WHAT YOU ARE ASKED TO DO: Please retype the records below exactly, leaving out any pictures.

* begin *

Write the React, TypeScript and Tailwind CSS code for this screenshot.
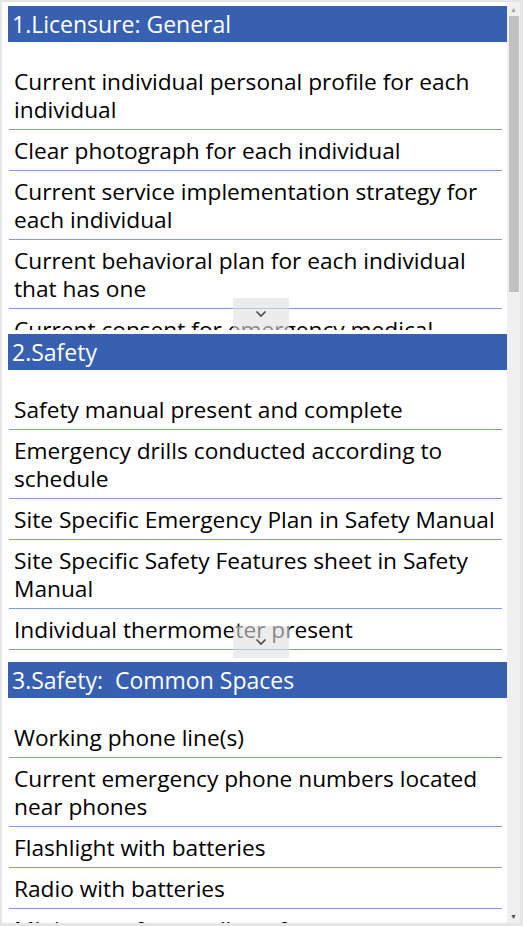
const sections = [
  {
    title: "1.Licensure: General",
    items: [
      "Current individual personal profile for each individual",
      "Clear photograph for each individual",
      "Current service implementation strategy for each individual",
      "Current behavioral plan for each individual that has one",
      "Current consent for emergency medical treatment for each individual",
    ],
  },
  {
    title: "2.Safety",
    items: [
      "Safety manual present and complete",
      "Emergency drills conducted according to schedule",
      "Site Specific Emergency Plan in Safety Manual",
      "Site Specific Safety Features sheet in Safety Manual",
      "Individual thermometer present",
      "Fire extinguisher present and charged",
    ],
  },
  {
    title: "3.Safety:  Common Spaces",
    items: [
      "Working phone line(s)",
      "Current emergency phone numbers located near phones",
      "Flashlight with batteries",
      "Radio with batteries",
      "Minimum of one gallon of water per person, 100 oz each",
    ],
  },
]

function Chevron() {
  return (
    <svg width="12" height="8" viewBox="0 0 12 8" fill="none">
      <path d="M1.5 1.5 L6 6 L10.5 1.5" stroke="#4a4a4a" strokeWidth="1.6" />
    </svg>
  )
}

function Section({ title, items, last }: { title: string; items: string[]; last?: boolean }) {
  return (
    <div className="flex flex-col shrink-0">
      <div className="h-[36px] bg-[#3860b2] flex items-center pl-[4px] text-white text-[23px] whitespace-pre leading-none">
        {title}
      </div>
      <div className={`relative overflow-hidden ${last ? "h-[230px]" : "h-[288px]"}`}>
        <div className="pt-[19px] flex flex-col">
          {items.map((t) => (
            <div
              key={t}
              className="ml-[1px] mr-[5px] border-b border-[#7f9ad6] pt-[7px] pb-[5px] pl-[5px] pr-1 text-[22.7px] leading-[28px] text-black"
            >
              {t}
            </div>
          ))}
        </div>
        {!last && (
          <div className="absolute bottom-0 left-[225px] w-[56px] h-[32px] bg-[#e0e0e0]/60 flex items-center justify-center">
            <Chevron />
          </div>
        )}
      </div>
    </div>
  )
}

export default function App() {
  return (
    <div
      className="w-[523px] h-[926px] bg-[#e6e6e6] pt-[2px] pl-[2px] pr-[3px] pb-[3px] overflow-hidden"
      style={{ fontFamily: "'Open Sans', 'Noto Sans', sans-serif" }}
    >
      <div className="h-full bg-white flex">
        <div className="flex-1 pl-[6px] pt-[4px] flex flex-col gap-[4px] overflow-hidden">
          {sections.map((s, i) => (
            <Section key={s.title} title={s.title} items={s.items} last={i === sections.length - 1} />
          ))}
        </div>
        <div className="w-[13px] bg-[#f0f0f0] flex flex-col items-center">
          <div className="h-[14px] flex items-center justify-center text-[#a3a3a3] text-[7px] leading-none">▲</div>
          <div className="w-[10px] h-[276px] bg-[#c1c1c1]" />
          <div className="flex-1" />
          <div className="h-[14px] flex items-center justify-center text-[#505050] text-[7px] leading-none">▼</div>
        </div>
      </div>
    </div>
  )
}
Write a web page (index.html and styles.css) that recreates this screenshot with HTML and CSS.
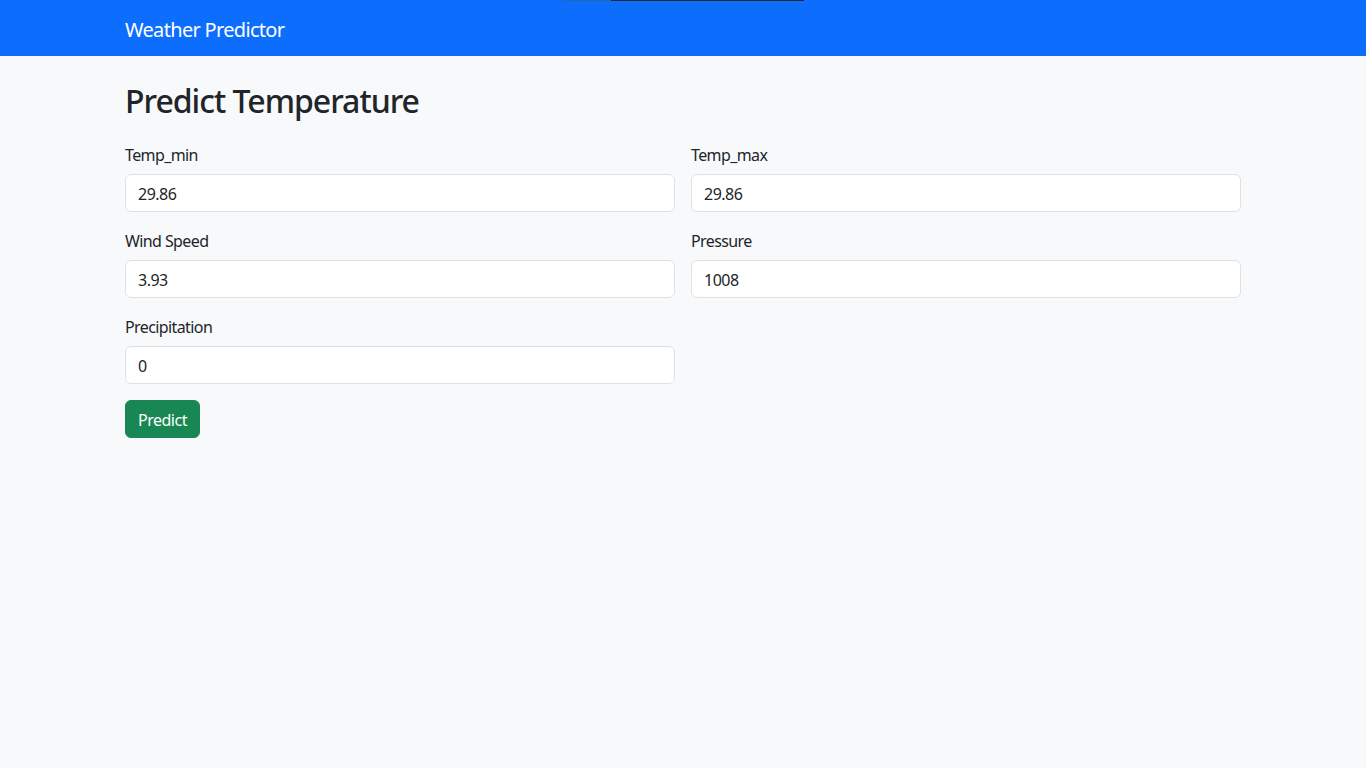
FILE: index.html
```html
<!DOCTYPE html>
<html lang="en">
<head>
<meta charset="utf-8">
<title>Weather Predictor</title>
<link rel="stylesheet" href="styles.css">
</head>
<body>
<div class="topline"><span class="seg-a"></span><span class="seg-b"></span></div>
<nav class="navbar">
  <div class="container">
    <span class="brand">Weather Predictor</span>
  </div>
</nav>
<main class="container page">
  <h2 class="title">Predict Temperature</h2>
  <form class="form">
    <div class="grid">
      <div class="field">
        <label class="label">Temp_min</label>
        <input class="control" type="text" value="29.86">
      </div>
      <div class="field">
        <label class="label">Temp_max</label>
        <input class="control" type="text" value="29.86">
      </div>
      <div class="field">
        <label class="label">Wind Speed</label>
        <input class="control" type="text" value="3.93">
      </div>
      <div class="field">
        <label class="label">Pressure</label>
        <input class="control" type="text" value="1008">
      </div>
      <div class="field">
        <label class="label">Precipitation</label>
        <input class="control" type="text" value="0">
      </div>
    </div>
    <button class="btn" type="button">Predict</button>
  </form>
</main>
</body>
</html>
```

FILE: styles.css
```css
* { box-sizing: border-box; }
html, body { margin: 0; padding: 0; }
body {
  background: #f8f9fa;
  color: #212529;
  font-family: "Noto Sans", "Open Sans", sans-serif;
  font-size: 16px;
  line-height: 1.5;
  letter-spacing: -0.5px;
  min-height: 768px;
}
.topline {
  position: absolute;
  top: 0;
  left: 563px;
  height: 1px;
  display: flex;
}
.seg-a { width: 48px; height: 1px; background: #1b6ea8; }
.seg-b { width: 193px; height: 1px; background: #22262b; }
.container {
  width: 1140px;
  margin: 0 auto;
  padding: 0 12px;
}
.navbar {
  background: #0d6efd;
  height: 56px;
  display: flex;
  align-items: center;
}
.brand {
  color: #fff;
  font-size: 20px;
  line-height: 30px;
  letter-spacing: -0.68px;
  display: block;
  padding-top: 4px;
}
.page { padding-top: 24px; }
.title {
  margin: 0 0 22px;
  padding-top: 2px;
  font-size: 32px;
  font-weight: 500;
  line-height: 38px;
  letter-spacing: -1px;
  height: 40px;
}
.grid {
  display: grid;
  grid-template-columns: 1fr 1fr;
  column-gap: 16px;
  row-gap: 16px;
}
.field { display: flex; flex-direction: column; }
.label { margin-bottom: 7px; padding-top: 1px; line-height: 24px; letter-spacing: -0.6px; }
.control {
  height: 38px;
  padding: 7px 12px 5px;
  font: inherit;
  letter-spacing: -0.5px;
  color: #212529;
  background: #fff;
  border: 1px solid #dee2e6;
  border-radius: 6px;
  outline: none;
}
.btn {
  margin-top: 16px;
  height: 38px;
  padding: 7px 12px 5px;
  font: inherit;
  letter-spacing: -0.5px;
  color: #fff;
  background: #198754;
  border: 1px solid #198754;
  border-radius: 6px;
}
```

* end *

OUTPUT FOR THIS TASK:
Write the React, TypeScript and Tailwind CSS code for this screenshot.
const sections = [
  {
    title: "1.Licensure: General",
    items: [
      "Current individual personal profile for each individual",
      "Clear photograph for each individual",
      "Current service implementation strategy for each individual",
      "Current behavioral plan for each individual that has one",
      "Current consent for emergency medical treatment for each individual",
    ],
  },
  {
    title: "2.Safety",
    items: [
      "Safety manual present and complete",
      "Emergency drills conducted according to schedule",
      "Site Specific Emergency Plan in Safety Manual",
      "Site Specific Safety Features sheet in Safety Manual",
      "Individual thermometer present",
      "Fire extinguisher present and charged",
    ],
  },
  {
    title: "3.Safety:  Common Spaces",
    items: [
      "Working phone line(s)",
      "Current emergency phone numbers located near phones",
      "Flashlight with batteries",
      "Radio with batteries",
      "Minimum of one gallon of water per person, 100 oz each",
    ],
  },
]

function Chevron() {
  return (
    <svg width="12" height="8" viewBox="0 0 12 8" fill="none">
      <path d="M1.5 1.5 L6 6 L10.5 1.5" stroke="#4a4a4a" strokeWidth="1.6" />
    </svg>
  )
}

function Section({ title, items, last }: { title: string; items: string[]; last?: boolean }) {
  return (
    <div className="flex flex-col shrink-0">
      <div className="h-[36px] bg-[#3860b2] flex items-center pl-[4px] text-white text-[23px] whitespace-pre leading-none">
        {title}
      </div>
      <div className={`relative overflow-hidden ${last ? "h-[230px]" : "h-[288px]"}`}>
        <div className="pt-[19px] flex flex-col">
          {items.map((t) => (
            <div
              key={t}
              className="ml-[1px] mr-[5px] border-b border-[#7f9ad6] pt-[7px] pb-[5px] pl-[5px] pr-1 text-[22.7px] leading-[28px] text-black"
            >
              {t}
            </div>
          ))}
        </div>
        {!last && (
          <div className="absolute bottom-0 left-[225px] w-[56px] h-[32px] bg-[#e0e0e0]/60 flex items-center justify-center">
            <Chevron />
          </div>
        )}
      </div>
    </div>
  )
}

export default function App() {
  return (
    <div
      className="w-[523px] h-[926px] bg-[#e6e6e6] pt-[2px] pl-[2px] pr-[3px] pb-[3px] overflow-hidden"
      style={{ fontFamily: "'Open Sans', 'Noto Sans', sans-serif" }}
    >
      <div className="h-full bg-white flex">
        <div className="flex-1 pl-[6px] pt-[4px] flex flex-col gap-[4px] overflow-hidden">
          {sections.map((s, i) => (
            <Section key={s.title} title={s.title} items={s.items} last={i === sections.length - 1} />
          ))}
        </div>
        <div className="w-[13px] bg-[#f0f0f0] flex flex-col items-center">
          <div className="h-[14px] flex items-center justify-center text-[#a3a3a3] text-[7px] leading-none">▲</div>
          <div className="w-[10px] h-[276px] bg-[#c1c1c1]" />
          <div className="flex-1" />
          <div className="h-[14px] flex items-center justify-center text-[#505050] text-[7px] leading-none">▼</div>
        </div>
      </div>
    </div>
  )
}
Write a web page (index.html and styles.css) that recreates this screenshot with HTML and CSS.
FILE: index.html
```html
<!DOCTYPE html>
<html lang="en">
<head>
<meta charset="utf-8">
<title>Weather Predictor</title>
<link rel="stylesheet" href="styles.css">
</head>
<body>
<div class="topline"><span class="seg-a"></span><span class="seg-b"></span></div>
<nav class="navbar">
  <div class="container">
    <span class="brand">Weather Predictor</span>
  </div>
</nav>
<main class="container page">
  <h2 class="title">Predict Temperature</h2>
  <form class="form">
    <div class="grid">
      <div class="field">
        <label class="label">Temp_min</label>
        <input class="control" type="text" value="29.86">
      </div>
      <div class="field">
        <label class="label">Temp_max</label>
        <input class="control" type="text" value="29.86">
      </div>
      <div class="field">
        <label class="label">Wind Speed</label>
        <input class="control" type="text" value="3.93">
      </div>
      <div class="field">
        <label class="label">Pressure</label>
        <input class="control" type="text" value="1008">
      </div>
      <div class="field">
        <label class="label">Precipitation</label>
        <input class="control" type="text" value="0">
      </div>
    </div>
    <button class="btn" type="button">Predict</button>
  </form>
</main>
</body>
</html>
```

FILE: styles.css
```css
* { box-sizing: border-box; }
html, body { margin: 0; padding: 0; }
body {
  background: #f8f9fa;
  color: #212529;
  font-family: "Noto Sans", "Open Sans", sans-serif;
  font-size: 16px;
  line-height: 1.5;
  letter-spacing: -0.5px;
  min-height: 768px;
}
.topline {
  position: absolute;
  top: 0;
  left: 563px;
  height: 1px;
  display: flex;
}
.seg-a { width: 48px; height: 1px; background: #1b6ea8; }
.seg-b { width: 193px; height: 1px; background: #22262b; }
.container {
  width: 1140px;
  margin: 0 auto;
  padding: 0 12px;
}
.navbar {
  background: #0d6efd;
  height: 56px;
  display: flex;
  align-items: center;
}
.brand {
  color: #fff;
  font-size: 20px;
  line-height: 30px;
  letter-spacing: -0.68px;
  display: block;
  padding-top: 4px;
}
.page { padding-top: 24px; }
.title {
  margin: 0 0 22px;
  padding-top: 2px;
  font-size: 32px;
  font-weight: 500;
  line-height: 38px;
  letter-spacing: -1px;
  height: 40px;
}
.grid {
  display: grid;
  grid-template-columns: 1fr 1fr;
  column-gap: 16px;
  row-gap: 16px;
}
.field { display: flex; flex-direction: column; }
.label { margin-bottom: 7px; padding-top: 1px; line-height: 24px; letter-spacing: -0.6px; }
.control {
  height: 38px;
  padding: 7px 12px 5px;
  font: inherit;
  letter-spacing: -0.5px;
  color: #212529;
  background: #fff;
  border: 1px solid #dee2e6;
  border-radius: 6px;
  outline: none;
}
.btn {
  margin-top: 16px;
  height: 38px;
  padding: 7px 12px 5px;
  font: inherit;
  letter-spacing: -0.5px;
  color: #fff;
  background: #198754;
  border: 1px solid #198754;
  border-radius: 6px;
}
```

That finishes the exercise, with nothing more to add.